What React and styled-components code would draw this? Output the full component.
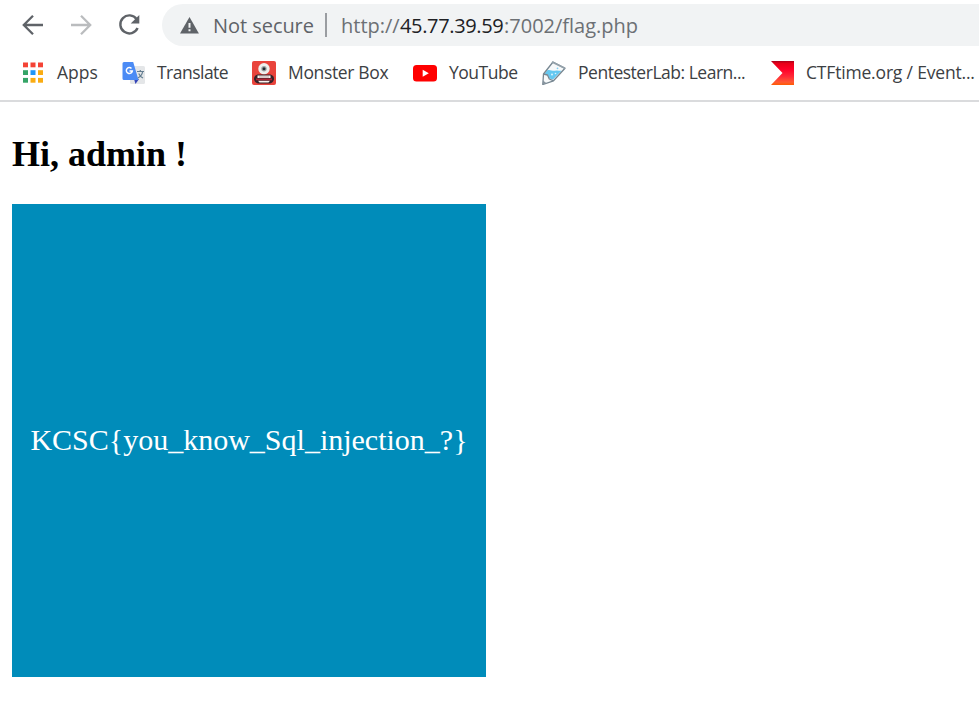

--

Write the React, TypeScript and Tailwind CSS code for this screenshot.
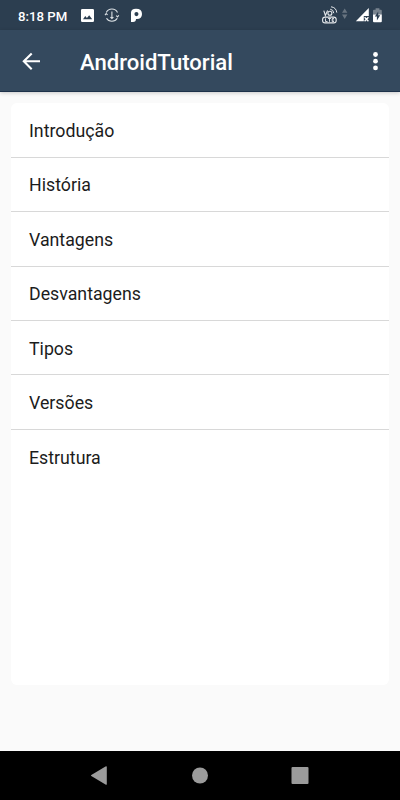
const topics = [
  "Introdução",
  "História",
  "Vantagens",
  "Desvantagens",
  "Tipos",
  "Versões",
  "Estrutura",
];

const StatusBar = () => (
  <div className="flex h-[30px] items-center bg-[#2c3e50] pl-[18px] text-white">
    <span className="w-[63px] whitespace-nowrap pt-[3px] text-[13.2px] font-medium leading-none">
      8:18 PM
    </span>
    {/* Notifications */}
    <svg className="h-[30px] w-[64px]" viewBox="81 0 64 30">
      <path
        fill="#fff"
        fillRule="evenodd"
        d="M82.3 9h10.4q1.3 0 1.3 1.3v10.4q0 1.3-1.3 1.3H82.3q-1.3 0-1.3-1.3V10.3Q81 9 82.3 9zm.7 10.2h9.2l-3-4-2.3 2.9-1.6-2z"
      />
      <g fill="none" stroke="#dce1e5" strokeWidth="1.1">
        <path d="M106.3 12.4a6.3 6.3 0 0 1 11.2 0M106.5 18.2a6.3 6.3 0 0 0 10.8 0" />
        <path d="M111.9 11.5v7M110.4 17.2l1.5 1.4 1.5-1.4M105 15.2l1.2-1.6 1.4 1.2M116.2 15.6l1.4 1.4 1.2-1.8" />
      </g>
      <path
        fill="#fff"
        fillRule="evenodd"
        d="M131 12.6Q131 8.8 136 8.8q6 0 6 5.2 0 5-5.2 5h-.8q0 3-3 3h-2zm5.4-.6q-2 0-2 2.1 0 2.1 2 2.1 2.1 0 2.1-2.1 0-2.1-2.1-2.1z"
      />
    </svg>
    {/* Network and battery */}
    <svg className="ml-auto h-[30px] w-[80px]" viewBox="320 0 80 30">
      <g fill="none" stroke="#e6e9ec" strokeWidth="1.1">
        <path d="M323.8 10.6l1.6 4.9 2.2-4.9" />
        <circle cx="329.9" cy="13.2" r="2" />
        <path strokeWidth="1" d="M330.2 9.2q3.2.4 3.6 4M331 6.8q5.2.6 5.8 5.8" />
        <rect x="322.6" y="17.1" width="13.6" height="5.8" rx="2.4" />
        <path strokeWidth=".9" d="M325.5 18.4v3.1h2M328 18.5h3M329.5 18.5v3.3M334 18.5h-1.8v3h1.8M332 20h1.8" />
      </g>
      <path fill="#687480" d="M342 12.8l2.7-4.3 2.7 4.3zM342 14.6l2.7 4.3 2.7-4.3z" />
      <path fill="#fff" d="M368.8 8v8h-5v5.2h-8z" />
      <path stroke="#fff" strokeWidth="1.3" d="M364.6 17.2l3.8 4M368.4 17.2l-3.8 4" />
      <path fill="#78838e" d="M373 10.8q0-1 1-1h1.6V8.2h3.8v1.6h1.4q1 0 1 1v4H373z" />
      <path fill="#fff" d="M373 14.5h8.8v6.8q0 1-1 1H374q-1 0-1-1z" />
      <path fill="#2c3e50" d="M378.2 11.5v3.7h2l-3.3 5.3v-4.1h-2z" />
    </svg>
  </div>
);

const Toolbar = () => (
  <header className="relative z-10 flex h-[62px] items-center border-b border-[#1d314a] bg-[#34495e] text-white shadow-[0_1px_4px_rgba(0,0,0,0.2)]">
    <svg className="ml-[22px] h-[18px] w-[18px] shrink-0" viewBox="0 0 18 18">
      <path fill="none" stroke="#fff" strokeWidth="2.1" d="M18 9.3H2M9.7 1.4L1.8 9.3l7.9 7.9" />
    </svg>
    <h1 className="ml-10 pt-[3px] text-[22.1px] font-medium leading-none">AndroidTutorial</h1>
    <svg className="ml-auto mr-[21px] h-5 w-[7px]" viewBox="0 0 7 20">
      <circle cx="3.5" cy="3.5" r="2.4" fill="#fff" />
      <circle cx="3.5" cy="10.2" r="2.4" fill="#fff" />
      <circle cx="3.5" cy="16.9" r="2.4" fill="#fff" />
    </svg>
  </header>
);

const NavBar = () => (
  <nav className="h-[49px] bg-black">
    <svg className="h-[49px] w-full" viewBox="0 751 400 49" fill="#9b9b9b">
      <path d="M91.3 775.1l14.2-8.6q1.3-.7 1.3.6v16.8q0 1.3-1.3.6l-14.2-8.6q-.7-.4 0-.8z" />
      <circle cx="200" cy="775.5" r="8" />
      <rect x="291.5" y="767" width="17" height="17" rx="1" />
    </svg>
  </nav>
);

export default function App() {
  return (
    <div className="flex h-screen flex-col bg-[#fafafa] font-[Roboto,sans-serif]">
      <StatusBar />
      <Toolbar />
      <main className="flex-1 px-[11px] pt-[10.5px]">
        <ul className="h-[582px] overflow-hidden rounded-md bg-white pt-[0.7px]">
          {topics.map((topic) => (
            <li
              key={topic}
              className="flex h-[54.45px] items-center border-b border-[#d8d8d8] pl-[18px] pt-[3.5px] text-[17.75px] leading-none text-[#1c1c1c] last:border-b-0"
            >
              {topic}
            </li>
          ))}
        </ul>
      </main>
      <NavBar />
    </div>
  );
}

WRITTEN REQUEST -
Search the records for the word "this". Copy every line that has it.

TASK ANSWER -
What React and styled-components code would draw this? Output the full component.
Write the React, TypeScript and Tailwind CSS code for this screenshot.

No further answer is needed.